◆ Input records:
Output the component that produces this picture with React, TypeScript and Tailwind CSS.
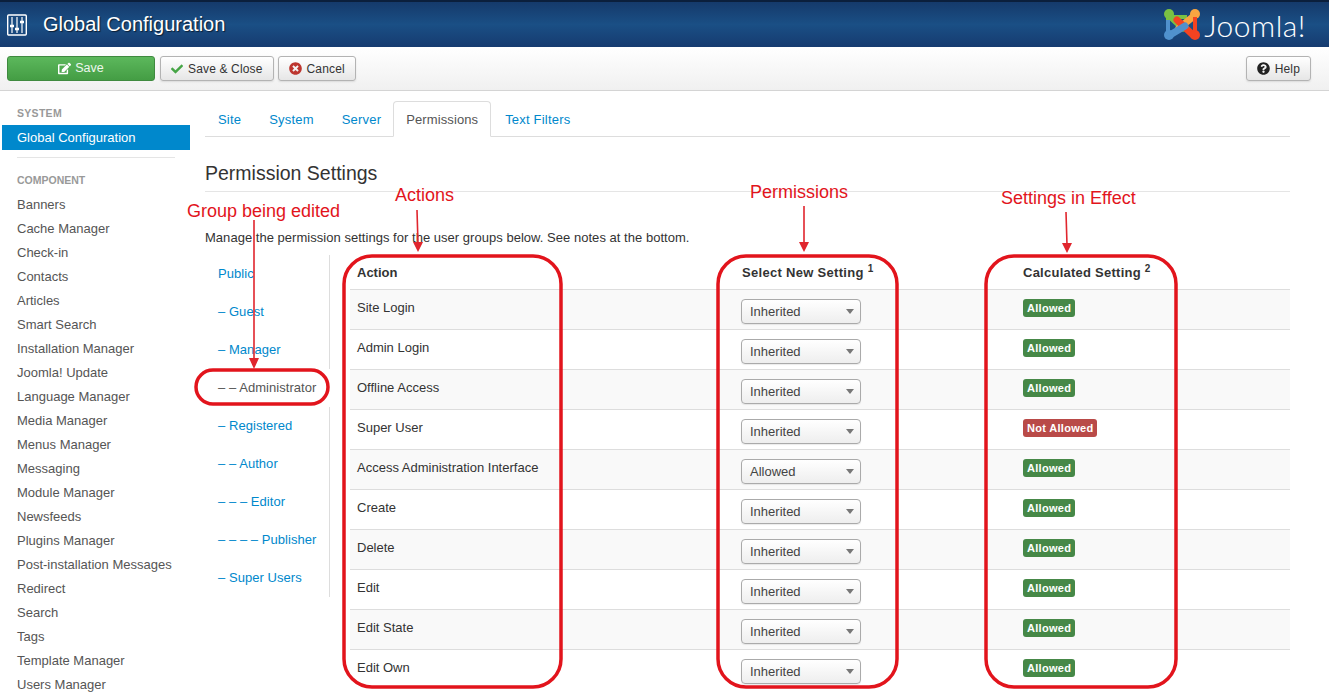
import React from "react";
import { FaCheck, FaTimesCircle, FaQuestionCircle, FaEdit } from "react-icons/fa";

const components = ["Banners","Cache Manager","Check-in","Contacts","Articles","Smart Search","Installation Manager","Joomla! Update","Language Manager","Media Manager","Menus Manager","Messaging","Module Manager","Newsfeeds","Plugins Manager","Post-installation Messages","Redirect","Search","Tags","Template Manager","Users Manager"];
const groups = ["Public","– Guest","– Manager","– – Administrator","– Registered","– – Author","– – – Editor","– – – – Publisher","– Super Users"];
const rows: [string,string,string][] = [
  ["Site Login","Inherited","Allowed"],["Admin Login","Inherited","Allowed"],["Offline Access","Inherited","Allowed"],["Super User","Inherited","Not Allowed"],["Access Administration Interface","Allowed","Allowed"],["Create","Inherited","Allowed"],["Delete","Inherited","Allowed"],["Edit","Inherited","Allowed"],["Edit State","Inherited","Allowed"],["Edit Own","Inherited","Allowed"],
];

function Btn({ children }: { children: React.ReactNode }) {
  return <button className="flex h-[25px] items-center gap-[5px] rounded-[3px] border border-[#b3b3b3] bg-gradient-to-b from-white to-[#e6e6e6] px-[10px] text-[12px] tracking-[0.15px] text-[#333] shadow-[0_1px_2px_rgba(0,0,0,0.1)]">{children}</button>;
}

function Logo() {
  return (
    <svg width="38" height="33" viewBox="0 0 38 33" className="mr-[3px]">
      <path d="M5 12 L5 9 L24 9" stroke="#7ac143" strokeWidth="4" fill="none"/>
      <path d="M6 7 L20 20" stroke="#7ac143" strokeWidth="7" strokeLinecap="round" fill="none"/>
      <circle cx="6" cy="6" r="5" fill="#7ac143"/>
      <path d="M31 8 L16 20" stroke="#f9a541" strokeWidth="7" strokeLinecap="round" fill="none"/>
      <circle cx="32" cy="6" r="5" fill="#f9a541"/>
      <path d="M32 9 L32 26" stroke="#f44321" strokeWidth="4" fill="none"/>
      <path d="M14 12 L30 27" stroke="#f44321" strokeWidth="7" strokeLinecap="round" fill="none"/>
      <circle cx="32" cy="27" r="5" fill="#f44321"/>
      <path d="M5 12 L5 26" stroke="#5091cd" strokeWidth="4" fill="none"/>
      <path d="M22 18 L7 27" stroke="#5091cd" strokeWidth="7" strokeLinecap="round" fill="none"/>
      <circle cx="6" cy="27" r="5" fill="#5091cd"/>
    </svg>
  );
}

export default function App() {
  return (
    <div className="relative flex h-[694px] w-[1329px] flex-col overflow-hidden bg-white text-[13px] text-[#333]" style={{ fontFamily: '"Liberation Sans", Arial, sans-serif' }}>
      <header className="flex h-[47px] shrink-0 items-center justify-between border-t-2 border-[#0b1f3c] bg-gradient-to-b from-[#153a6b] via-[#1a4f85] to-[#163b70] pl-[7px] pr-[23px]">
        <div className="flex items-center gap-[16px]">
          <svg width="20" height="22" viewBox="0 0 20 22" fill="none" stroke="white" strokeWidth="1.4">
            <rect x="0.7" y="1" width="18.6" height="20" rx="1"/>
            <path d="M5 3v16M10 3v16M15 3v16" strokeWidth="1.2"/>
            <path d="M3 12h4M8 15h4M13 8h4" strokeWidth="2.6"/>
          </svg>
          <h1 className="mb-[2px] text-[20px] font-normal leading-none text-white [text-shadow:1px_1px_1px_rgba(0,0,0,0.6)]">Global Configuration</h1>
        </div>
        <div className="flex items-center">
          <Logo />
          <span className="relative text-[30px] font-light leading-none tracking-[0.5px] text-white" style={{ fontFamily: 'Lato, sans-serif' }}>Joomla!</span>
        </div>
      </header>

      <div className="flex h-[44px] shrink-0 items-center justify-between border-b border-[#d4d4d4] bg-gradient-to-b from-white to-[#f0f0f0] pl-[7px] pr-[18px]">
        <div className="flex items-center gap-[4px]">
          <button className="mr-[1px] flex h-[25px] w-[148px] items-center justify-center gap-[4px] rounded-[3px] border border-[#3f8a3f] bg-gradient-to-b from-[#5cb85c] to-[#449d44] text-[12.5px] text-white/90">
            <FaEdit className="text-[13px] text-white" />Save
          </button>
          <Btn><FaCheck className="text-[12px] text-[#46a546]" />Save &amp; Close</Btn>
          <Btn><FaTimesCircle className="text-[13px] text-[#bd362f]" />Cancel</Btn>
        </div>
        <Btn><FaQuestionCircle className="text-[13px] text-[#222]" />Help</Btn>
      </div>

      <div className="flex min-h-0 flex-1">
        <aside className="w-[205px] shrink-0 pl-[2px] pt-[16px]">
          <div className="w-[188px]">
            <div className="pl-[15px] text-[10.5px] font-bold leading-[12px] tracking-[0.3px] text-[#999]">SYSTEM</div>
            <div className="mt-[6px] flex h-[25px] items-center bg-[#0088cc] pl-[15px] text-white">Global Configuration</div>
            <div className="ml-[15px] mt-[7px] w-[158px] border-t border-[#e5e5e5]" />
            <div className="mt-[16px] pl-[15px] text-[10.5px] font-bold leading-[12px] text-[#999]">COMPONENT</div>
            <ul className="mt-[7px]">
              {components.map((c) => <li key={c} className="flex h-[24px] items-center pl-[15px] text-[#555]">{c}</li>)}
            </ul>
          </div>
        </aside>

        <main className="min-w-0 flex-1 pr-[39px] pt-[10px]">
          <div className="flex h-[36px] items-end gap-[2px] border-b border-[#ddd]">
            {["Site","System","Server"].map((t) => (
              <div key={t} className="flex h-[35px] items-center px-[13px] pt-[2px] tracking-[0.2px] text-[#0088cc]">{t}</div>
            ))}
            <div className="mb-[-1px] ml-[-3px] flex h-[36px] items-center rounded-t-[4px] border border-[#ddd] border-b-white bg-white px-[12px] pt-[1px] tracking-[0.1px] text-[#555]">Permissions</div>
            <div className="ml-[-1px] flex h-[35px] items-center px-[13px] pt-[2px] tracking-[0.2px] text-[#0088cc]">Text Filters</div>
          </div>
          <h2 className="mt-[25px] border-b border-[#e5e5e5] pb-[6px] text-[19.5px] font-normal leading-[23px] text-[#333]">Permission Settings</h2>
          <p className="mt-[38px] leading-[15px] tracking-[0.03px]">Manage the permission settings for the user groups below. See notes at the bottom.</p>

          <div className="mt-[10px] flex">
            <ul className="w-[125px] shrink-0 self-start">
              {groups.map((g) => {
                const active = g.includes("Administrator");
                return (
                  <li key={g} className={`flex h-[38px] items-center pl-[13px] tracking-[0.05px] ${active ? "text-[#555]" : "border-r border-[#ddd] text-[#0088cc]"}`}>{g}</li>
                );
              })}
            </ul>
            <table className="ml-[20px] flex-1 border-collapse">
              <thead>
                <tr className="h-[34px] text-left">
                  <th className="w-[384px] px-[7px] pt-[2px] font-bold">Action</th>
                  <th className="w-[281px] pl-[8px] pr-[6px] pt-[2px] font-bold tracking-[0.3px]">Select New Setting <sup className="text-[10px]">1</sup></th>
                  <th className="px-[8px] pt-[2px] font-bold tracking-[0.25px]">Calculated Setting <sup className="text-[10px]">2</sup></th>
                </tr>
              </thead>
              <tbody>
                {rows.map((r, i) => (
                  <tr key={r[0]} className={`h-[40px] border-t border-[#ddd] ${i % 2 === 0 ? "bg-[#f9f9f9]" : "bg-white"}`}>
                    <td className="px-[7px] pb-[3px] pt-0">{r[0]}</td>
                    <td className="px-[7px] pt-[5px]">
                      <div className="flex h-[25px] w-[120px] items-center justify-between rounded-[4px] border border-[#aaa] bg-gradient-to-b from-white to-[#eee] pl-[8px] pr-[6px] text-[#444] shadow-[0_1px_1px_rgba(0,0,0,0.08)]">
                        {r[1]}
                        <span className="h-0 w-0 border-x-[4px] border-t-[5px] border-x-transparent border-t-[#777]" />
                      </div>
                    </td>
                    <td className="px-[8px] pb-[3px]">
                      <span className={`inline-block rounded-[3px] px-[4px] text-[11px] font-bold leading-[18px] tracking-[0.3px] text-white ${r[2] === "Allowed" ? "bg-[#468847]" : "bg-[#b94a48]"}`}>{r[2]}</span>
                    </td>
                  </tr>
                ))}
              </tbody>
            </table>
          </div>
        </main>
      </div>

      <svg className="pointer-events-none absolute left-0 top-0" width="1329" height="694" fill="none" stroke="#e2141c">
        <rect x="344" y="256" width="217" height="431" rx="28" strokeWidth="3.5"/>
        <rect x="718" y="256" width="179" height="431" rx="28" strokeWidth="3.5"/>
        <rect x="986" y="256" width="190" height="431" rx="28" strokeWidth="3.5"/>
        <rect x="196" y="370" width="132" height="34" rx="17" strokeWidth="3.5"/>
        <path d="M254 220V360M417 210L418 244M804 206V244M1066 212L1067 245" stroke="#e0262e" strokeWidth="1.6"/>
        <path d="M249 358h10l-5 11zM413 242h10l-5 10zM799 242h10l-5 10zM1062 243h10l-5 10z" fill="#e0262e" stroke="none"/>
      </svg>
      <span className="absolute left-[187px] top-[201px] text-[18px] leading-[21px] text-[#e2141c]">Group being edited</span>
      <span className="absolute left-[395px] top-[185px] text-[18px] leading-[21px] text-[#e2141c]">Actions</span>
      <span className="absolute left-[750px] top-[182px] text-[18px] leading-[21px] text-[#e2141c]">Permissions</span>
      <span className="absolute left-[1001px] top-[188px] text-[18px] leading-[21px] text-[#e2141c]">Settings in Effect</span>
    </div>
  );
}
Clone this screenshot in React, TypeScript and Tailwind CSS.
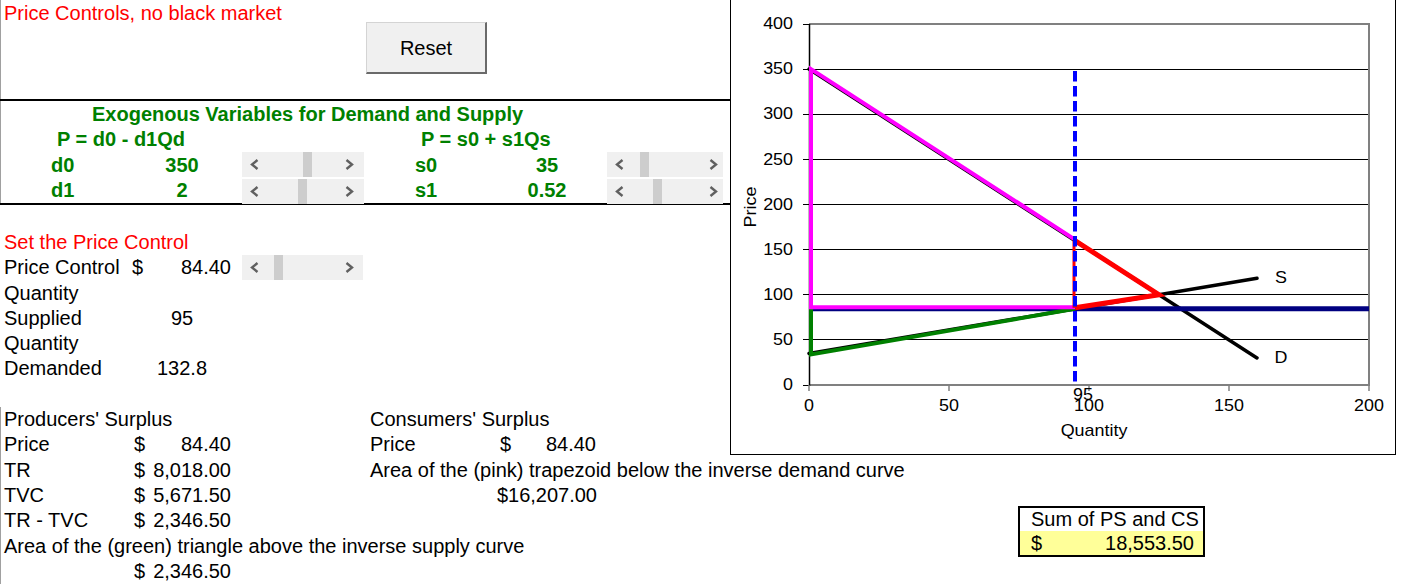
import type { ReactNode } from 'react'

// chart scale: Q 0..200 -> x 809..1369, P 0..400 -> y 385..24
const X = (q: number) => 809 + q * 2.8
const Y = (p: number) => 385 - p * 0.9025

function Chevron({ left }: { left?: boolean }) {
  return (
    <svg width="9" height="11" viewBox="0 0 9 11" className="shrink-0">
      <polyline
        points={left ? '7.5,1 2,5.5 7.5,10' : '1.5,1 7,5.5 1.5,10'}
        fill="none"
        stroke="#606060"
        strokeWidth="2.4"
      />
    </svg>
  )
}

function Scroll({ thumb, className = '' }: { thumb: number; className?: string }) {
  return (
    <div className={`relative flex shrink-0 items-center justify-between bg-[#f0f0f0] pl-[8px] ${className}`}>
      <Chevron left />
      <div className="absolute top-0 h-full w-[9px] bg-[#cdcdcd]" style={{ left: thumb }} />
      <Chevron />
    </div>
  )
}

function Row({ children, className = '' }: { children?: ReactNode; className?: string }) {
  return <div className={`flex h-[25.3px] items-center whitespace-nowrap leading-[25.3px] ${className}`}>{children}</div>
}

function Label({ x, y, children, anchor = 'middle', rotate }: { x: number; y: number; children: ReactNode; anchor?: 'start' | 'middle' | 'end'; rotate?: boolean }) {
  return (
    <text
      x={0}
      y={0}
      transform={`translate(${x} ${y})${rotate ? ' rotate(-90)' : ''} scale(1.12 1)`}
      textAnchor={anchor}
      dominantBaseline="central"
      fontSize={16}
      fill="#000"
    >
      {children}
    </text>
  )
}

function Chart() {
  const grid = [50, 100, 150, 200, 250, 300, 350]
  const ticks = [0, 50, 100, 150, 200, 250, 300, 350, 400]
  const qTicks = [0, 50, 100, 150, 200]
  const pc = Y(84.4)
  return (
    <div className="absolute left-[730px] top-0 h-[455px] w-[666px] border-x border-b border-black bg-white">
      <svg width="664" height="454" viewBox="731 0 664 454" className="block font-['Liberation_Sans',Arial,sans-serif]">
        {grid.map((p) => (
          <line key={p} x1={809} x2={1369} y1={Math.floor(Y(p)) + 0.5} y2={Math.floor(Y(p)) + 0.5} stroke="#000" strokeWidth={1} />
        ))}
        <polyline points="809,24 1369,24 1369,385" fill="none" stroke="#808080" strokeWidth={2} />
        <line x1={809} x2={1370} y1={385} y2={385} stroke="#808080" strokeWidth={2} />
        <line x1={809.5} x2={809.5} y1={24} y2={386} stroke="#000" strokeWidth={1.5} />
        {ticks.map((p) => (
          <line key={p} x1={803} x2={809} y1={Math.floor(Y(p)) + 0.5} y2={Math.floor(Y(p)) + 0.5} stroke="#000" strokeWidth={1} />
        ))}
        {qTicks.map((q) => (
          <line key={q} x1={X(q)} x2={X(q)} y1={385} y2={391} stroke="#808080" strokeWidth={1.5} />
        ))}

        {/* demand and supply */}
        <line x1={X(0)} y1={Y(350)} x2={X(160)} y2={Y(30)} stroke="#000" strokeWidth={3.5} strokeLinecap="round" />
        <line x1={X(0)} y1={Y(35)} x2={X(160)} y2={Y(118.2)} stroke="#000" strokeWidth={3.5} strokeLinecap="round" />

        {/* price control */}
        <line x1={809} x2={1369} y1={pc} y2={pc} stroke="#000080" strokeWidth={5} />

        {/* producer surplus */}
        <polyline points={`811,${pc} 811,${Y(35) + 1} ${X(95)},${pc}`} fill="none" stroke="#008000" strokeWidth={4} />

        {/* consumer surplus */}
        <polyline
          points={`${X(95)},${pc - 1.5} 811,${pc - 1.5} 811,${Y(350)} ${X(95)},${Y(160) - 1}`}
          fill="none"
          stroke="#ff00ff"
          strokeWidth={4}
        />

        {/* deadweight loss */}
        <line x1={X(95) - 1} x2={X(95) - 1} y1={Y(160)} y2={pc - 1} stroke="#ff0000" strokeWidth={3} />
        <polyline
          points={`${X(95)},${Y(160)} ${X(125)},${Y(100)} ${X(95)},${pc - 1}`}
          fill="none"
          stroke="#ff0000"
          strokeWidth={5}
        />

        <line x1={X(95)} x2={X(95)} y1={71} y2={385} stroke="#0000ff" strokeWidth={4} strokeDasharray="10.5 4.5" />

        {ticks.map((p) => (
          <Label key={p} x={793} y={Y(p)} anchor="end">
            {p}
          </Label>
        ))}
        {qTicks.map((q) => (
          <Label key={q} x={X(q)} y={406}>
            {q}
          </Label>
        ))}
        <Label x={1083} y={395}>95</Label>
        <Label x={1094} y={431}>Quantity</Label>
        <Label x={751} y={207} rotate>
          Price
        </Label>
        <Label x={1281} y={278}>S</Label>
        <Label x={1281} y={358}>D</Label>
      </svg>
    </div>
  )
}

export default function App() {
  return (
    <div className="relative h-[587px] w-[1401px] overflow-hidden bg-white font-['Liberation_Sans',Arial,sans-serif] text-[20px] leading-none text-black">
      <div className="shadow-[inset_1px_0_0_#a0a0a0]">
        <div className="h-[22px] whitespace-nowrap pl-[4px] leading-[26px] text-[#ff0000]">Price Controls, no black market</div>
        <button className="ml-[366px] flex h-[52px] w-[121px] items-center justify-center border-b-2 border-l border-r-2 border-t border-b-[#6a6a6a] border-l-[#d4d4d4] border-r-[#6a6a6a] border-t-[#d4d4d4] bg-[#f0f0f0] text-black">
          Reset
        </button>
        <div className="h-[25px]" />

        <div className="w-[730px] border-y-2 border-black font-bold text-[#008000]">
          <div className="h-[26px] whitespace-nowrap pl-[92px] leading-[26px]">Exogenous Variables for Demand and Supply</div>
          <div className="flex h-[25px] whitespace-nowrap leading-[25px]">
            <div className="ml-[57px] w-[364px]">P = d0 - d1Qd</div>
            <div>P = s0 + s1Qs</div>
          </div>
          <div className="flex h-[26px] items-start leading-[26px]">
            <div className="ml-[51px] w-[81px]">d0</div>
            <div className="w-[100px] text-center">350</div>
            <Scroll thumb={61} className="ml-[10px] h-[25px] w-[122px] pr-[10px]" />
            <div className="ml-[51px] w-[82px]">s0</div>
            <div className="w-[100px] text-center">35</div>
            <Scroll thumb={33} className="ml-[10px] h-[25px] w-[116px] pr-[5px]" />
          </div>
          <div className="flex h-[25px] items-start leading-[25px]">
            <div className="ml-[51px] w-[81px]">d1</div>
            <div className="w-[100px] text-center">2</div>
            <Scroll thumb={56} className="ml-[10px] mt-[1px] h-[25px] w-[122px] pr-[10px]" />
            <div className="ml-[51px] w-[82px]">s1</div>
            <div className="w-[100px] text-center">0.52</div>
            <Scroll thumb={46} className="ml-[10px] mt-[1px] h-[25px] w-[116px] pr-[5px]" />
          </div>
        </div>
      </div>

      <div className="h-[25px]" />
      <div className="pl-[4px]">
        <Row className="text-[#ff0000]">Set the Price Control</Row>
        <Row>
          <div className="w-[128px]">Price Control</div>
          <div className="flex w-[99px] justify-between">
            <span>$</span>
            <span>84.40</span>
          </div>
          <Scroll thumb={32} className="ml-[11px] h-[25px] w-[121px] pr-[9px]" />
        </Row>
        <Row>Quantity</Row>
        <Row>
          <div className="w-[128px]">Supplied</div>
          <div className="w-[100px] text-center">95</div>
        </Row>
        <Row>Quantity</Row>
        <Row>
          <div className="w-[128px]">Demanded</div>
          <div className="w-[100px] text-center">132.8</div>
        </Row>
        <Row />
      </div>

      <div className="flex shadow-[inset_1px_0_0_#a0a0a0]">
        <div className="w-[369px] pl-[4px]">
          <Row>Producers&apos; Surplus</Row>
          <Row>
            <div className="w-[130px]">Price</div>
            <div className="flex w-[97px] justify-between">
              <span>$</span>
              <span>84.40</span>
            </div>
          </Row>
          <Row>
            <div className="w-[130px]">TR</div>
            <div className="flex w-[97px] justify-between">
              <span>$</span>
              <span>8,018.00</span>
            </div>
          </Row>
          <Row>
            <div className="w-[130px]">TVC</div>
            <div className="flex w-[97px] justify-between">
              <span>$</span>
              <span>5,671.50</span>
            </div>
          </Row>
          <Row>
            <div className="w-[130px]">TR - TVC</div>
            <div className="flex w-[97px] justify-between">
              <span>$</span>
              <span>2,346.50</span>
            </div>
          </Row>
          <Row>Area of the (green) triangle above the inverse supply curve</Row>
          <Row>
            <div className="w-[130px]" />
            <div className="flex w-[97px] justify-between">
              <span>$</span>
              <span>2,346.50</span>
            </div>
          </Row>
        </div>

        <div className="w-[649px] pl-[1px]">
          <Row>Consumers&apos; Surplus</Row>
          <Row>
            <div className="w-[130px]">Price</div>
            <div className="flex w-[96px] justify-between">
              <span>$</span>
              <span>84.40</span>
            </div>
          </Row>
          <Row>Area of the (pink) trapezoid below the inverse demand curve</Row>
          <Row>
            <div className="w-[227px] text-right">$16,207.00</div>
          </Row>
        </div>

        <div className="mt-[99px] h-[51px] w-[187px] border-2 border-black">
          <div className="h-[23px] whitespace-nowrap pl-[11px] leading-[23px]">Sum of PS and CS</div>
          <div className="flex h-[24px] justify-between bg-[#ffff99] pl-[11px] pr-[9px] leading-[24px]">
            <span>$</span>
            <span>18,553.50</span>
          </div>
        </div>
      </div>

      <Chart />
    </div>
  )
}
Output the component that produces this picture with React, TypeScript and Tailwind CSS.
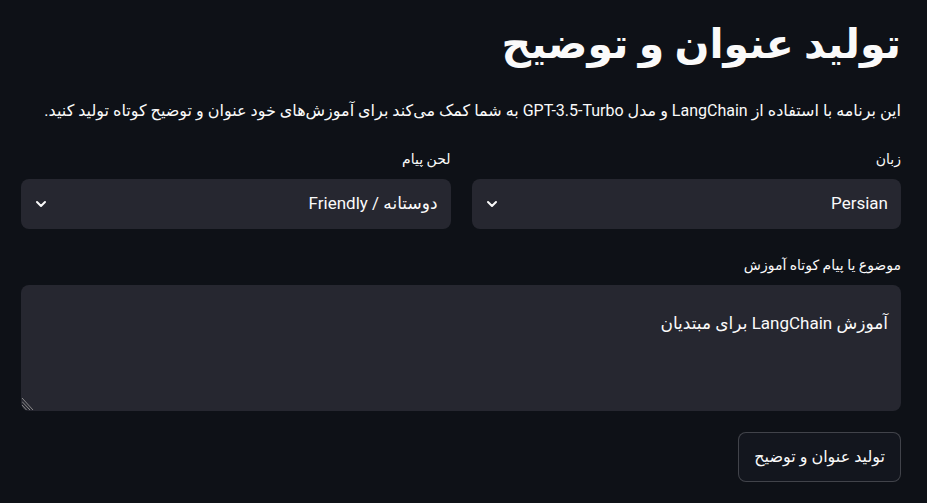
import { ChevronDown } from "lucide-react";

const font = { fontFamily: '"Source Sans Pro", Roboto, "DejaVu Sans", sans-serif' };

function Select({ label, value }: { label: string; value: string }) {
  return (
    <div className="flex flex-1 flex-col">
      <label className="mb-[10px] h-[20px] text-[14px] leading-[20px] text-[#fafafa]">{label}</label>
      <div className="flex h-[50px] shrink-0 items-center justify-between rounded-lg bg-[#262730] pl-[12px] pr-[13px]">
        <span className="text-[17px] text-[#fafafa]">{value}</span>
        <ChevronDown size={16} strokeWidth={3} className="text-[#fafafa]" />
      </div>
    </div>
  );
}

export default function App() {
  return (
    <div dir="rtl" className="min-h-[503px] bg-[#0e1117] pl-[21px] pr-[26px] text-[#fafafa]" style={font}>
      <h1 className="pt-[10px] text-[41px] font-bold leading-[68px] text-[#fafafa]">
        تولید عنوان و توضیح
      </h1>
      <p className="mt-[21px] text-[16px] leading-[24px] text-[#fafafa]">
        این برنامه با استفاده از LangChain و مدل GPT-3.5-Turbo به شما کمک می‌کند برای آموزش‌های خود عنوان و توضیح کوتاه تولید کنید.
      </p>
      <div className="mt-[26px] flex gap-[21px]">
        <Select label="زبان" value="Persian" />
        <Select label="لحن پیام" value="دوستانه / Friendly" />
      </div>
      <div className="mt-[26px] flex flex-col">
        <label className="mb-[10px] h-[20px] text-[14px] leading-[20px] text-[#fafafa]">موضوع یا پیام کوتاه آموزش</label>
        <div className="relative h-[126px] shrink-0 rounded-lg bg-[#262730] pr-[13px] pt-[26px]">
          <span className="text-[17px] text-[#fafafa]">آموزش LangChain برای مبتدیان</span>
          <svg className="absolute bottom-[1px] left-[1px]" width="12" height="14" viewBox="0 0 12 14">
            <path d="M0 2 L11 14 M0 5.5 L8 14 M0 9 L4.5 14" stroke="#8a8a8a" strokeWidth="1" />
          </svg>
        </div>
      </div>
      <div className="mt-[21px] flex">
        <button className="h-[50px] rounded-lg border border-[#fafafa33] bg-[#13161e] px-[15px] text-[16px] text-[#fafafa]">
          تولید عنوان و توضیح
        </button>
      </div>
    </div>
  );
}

◆ What the task requires: All lines from the start of the entries through the one with "FaTimesCircle, FaQuestionCircle, FaEdit" are to be output exactly; omit the pictures.

◆ Solution to this exercise:
Output the component that produces this picture with React, TypeScript and Tailwind CSS.
import React from "react";
import { FaCheck, FaTimesCircle, FaQuestionCircle, FaEdit } from "react-icons/fa";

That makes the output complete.